Data shown:

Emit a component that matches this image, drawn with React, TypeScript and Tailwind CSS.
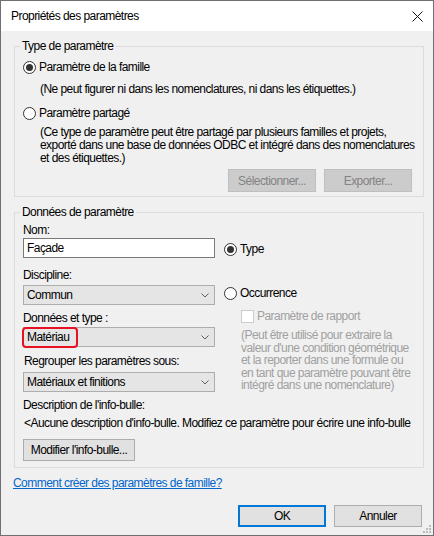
import React from "react";

const Radio = ({ checked }: { checked?: boolean }) => (
  <span className="w-[13px] h-[13px] shrink-0 rounded-full border border-[#333333] bg-white flex items-center justify-center">
    {checked && <span className="w-[7px] h-[7px] rounded-full bg-[#333333]" />}
  </span>
);

const Combo = ({ value, highlight }: { value: string; highlight?: boolean }) => (
  <div className="relative h-[20px] w-[192px] bg-[#e5e5e5] border border-[#adadad] flex items-center pl-[3px]">
    <span>{value}</span>
    <svg className="ml-auto mr-[5px]" width="8" height="5" viewBox="0 0 8 5">
      <path d="M0.5 0.5 L4 4 L7.5 0.5" stroke="#606060" fill="none" />
    </svg>
    {highlight && (
      <span className="absolute left-[-2px] top-[-1px] w-[56px] h-[21px] border-2 border-[#e81123] rounded-[4px]" />
    )}
  </div>
);

const Btn = ({ label, disabled, primary, w }: { label: string; disabled?: boolean; primary?: boolean; w: string }) => (
  <button
    className={
      disabled
        ? `${w} h-[23px] bg-[#cccccc] border border-[#bfbfbf] text-[#838383]`
        : primary
        ? `${w} h-[22px] bg-[#e1e1e1] border-2 border-[#0078d7] text-black`
        : `${w} h-[22px] bg-[#e1e1e1] border border-[#adadad] text-black`
    }
  >
    {label}
  </button>
);

export default function App() {
  return (
    <div className="relative w-[434px] h-[536px] border border-[#707070] bg-[#f0f0f0] text-black text-[12px] leading-[14px] tracking-[-0.55px] font-['Liberation_Sans',Arial,sans-serif] overflow-hidden">
      {/* title bar */}
      <div className="h-[30px] bg-white flex items-center pl-[10px] pr-[10px]">
        <span className="text-[12px]">Propriétés des paramètres</span>
        <svg className="ml-auto" width="11" height="11" viewBox="0 0 11 11">
          <path d="M0.5 0.5 L10.5 10.5 M10.5 0.5 L0.5 10.5" stroke="#111111" strokeWidth="1" />
        </svg>
      </div>

      <div className="pt-[8px] pl-[12px] pr-[9px]">
        <fieldset className="ml-[1px] border border-[#dcdcdc] px-[8px] pb-[4px]">
          <legend className="-ml-[3px] px-[2px] leading-[14px]">Type de paramètre</legend>
          <div className="mt-[6px] h-[16px] flex items-center gap-[3px]">
            <Radio checked />
            <span>Paramètre de la famille</span>
          </div>
          <p className="mt-[7px] pl-[17px] whitespace-nowrap">(Ne peut figurer ni dans les nomenclatures, ni dans les étiquettes.)</p>
          <div className="mt-[9px] h-[16px] flex items-center gap-[3px]">
            <Radio />
            <span>Paramètre partagé</span>
          </div>
          <p className="mt-[5px] pl-[17px] leading-[13px] whitespace-nowrap">
            (Ce type de paramètre peut être partagé par plusieurs familles et projets,
            <br />
            exporté dans une base de données ODBC et intégré dans des nomenclatures
            <br />
            et des étiquettes.)
          </p>
          <div className="mt-[4px] flex justify-end gap-[8px] pr-[3px]">
            <Btn label="Sélectionner..." disabled w="w-[88px]" />
            <Btn label="Exporter..." disabled w="w-[88px]" />
          </div>
        </fieldset>

        <fieldset className="mt-[8px] ml-[1px] border border-[#dcdcdc] px-[8px] pb-[6px]">
          <legend className="-ml-[3px] px-[2px] leading-[14px]">Données de paramètre</legend>
          <div className="flex gap-[9px]">
            <div className="w-[192px] shrink-0">
              <p className="mt-[4px]">Nom:</p>
              <div className="mt-[1px] h-[20px] bg-white border border-[#7a7a7a] flex items-center pl-[3px]">Façade</div>
              <p className="mt-[10px]">Discipline:</p>
              <div className="mt-[3px]">
                <Combo value="Commun" />
              </div>
              <p className="mt-[6px]">Données et type :</p>
              <div className="mt-[2px]">
                <Combo value="Matériau" highlight />
              </div>
              <p className="mt-[7px] pl-[1px]">Regrouper les paramètres sous:</p>
              <div className="mt-[4px]">
                <Combo value="Matériaux et finitions" />
              </div>
            </div>
            <div className="flex-1">
              <div className="mt-[22px] h-[16px] flex items-center gap-[3px]">
                <Radio checked />
                <span>Type</span>
              </div>
              <div className="mt-[28px] h-[16px] flex items-center gap-[3px]">
                <Radio />
                <span>Occurrence</span>
              </div>
              <div className="mt-[8px] h-[14px] pl-[17px] flex items-center gap-[3px] text-[#a0a0a0]">
                <span className="w-[13px] h-[13px] border border-[#cccccc] bg-white" />
                <span>Paramètre de rapport</span>
              </div>
              <p className="mt-[6px] pl-[17px] leading-[12.6px] text-[#a0a0a0] whitespace-nowrap">
                (Peut être utilisé pour extraire la
                <br />
                valeur d'une condition géométrique
                <br />
                et la reporter dans une formule ou
                <br />
                en tant que paramètre pouvant être
                <br />
                intégré dans une nomenclature)
              </p>
            </div>
          </div>
          <p className="mt-[6px]">Description de l'info-bulle:</p>
          <p className="mt-[4px] pl-[1px] whitespace-nowrap overflow-hidden">
            &lt;Aucune description d'info-bulle. Modifiez ce paramètre pour écrire une info-bulle
          </p>
          <div className="mt-[9px]">
            <Btn label="Modifier l'info-bulle..." w="w-[112px] h-[21px]" />
          </div>
        </fieldset>

        <p className="mt-[8px] text-[#0066cc] underline">Comment créer des paramètres de famille?</p>

        <div className="mt-[15px] mr-[2px] flex justify-end gap-[8px]">
          <Btn label="OK" primary w="w-[88px]" />
          <Btn label="Annuler" w="w-[88px]" />
        </div>
      </div>

      <svg className="absolute right-[1px] bottom-[1px]" width="9" height="9" viewBox="0 0 9 9">
        <rect x="6" y="0" width="2" height="2" fill="#bcbcbc" />
        <rect x="3" y="3" width="2" height="2" fill="#bcbcbc" />
        <rect x="6" y="3" width="2" height="2" fill="#bcbcbc" />
        <rect x="0" y="6" width="2" height="2" fill="#bcbcbc" />
        <rect x="3" y="6" width="2" height="2" fill="#bcbcbc" />
        <rect x="6" y="6" width="2" height="2" fill="#bcbcbc" />
      </svg>
    </div>
  );
}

Task details:
Set the lines above down again, word for word, from the first through the one containing "import React from"; pictures excluded.

Answer to the exercise:
Emit a component that matches this image, drawn with React, TypeScript and Tailwind CSS.
import React from "react";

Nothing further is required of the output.